### What is being asked
Carry none of the pictures over; write out the complete data exactly.

### Dataset extract
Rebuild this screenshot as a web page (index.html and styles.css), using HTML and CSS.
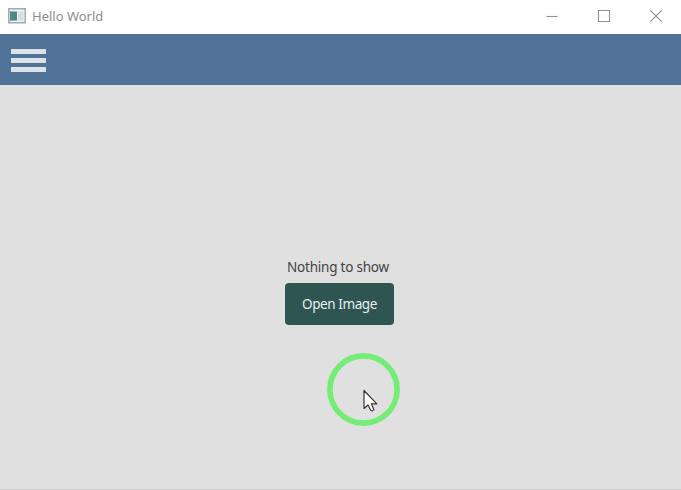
FILE: index.html
```html
<!DOCTYPE html>
<html lang="en">
<head>
<meta charset="utf-8">
<title>Hello World</title>
<link rel="stylesheet" href="styles.css">
</head>
<body>
<div class="window">
  <header class="titlebar">
    <svg class="app-icon" width="18" height="16" viewBox="0 0 18 16">
      <rect x=".75" y=".75" width="16.5" height="14" fill="#eef1f3" stroke="#a3a9ac" stroke-width="1.5"/>
      <rect x="2" y="3.5" width="7" height="9" fill="#438b83"/>
      <rect x="2" y="3.5" width="2" height="9" fill="#66839a"/>
      <rect x="10.5" y="3.5" width="5" height="9" fill="#d6dce1"/>
    </svg>
    <span class="title">Hello World</span>
    <div class="controls">
      <svg width="12" height="12" viewBox="0 0 12 12"><path d="M.5 6.5h11"/></svg>
      <svg width="12" height="12" viewBox="0 0 12 12"><path d="M.5.5h11v11H.5z"/></svg>
      <svg width="12" height="12" viewBox="0 0 12 12"><path d="M.3.3l11.4 11.4M11.7.3L.3 11.7"/></svg>
    </div>
  </header>
  <nav class="toolbar">
    <button class="menu" aria-label="Menu"><i></i><i></i><i></i></button>
  </nav>
  <main class="content">
    <p class="message">Nothing to show</p>
    <button class="open">Open Image</button>
  </main>
  <div class="pointer">
    <svg width="73" height="73" viewBox="0 0 73 73">
      <circle cx="36.5" cy="36.5" r="33.6" fill="none" stroke="#73ed76" stroke-width="5.6"/>
      <path d="M37 37.5V55.5L41 52L43.8 57.3Q45.3 58.8 46.9 56.5L44.3 50.8H49.8Z" fill="#fff" stroke="#343436" stroke-width="1.2" stroke-linejoin="round"/>
    </svg>
  </div>
</div>
</body>
</html>
```
FILE: styles.css
```css
* { box-sizing: border-box; }
body {
  margin: 0;
  font: 14px "Noto Sans", "Open Sans", sans-serif;
}
svg { display: block; flex: none; }
.window {
  position: relative;
  display: flex;
  flex-direction: column;
  width: 681px;
  height: 490px;
  background: #e0e0e0;
  border-bottom: 1px solid #cbccd0;
  overflow: hidden;
}
.titlebar {
  display: flex;
  align-items: center;
  height: 34px;
  padding: 0 19px 2px 8px;
  background: #fefefe;
}
.title {
  margin-left: 6px;
  font-size: 13px;
  line-height: 20px;
  color: #8d8d8d;
}
.controls {
  display: flex;
  gap: 40px;
  margin-left: auto;
}
.controls path { fill: none; stroke: #929292; stroke-width: 1.1; }
.toolbar {
  display: flex;
  align-items: flex-start;
  height: 51px;
  padding: 15px 11px;
  background: #517397;
}
.menu {
  display: flex;
  flex-direction: column;
  gap: 4px;
  width: 35px;
  padding: 0;
  border: 0;
  background: none;
}
.menu i { height: 5px; background: #dce2ea; }
.content {
  display: flex;
  flex: 1;
  flex-direction: column;
  align-items: center;
  padding: 172px 2px 0 0;
}
.message {
  margin: 0 3px 0 0;
  font-size: 13.5px;
  line-height: 20px;
  letter-spacing: -0.22px;
  color: #444;
}
.open {
  width: 109px;
  height: 42px;
  margin-top: 5.5px;
  padding: 0;
  border: 0;
  border-radius: 4px;
  background: #2f5553;
  font: inherit;
  font-size: 13.5px;
  letter-spacing: -0.4px;
  color: #e5f0ef;
}
.pointer {
  position: absolute;
  left: 327px;
  top: 353px;
  pointer-events: none;
}
```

### Answer to the problem
Rebuild this screenshot as a web page (index.html and styles.css), using HTML and CSS.
FILE: index.html
```html
<!DOCTYPE html>
<html lang="en">
<head>
<meta charset="utf-8">
<title>Hello World</title>
<link rel="stylesheet" href="styles.css">
</head>
<body>
<div class="window">
  <header class="titlebar">
    <svg class="app-icon" width="18" height="16" viewBox="0 0 18 16">
      <rect x=".75" y=".75" width="16.5" height="14" fill="#eef1f3" stroke="#a3a9ac" stroke-width="1.5"/>
      <rect x="2" y="3.5" width="7" height="9" fill="#438b83"/>
      <rect x="2" y="3.5" width="2" height="9" fill="#66839a"/>
      <rect x="10.5" y="3.5" width="5" height="9" fill="#d6dce1"/>
    </svg>
    <span class="title">Hello World</span>
    <div class="controls">
      <svg width="12" height="12" viewBox="0 0 12 12"><path d="M.5 6.5h11"/></svg>
      <svg width="12" height="12" viewBox="0 0 12 12"><path d="M.5.5h11v11H.5z"/></svg>
      <svg width="12" height="12" viewBox="0 0 12 12"><path d="M.3.3l11.4 11.4M11.7.3L.3 11.7"/></svg>
    </div>
  </header>
  <nav class="toolbar">
    <button class="menu" aria-label="Menu"><i></i><i></i><i></i></button>
  </nav>
  <main class="content">
    <p class="message">Nothing to show</p>
    <button class="open">Open Image</button>
  </main>
  <div class="pointer">
    <svg width="73" height="73" viewBox="0 0 73 73">
      <circle cx="36.5" cy="36.5" r="33.6" fill="none" stroke="#73ed76" stroke-width="5.6"/>
      <path d="M37 37.5V55.5L41 52L43.8 57.3Q45.3 58.8 46.9 56.5L44.3 50.8H49.8Z" fill="#fff" stroke="#343436" stroke-width="1.2" stroke-linejoin="round"/>
    </svg>
  </div>
</div>
</body>
</html>
```
FILE: styles.css
```css
* { box-sizing: border-box; }
body {
  margin: 0;
  font: 14px "Noto Sans", "Open Sans", sans-serif;
}
svg { display: block; flex: none; }
.window {
  position: relative;
  display: flex;
  flex-direction: column;
  width: 681px;
  height: 490px;
  background: #e0e0e0;
  border-bottom: 1px solid #cbccd0;
  overflow: hidden;
}
.titlebar {
  display: flex;
  align-items: center;
  height: 34px;
  padding: 0 19px 2px 8px;
  background: #fefefe;
}
.title {
  margin-left: 6px;
  font-size: 13px;
  line-height: 20px;
  color: #8d8d8d;
}
.controls {
  display: flex;
  gap: 40px;
  margin-left: auto;
}
.controls path { fill: none; stroke: #929292; stroke-width: 1.1; }
.toolbar {
  display: flex;
  align-items: flex-start;
  height: 51px;
  padding: 15px 11px;
  background: #517397;
}
.menu {
  display: flex;
  flex-direction: column;
  gap: 4px;
  width: 35px;
  padding: 0;
  border: 0;
  background: none;
}
.menu i { height: 5px; background: #dce2ea; }
.content {
  display: flex;
  flex: 1;
  flex-direction: column;
  align-items: center;
  padding: 172px 2px 0 0;
}
.message {
  margin: 0 3px 0 0;
  font-size: 13.5px;
  line-height: 20px;
  letter-spacing: -0.22px;
  color: #444;
}
.open {
  width: 109px;
  height: 42px;
  margin-top: 5.5px;
  padding: 0;
  border: 0;
  border-radius: 4px;
  background: #2f5553;
  font: inherit;
  font-size: 13.5px;
  letter-spacing: -0.4px;
  color: #e5f0ef;
}
.pointer {
  position: absolute;
  left: 327px;
  top: 353px;
  pointer-events: none;
}
```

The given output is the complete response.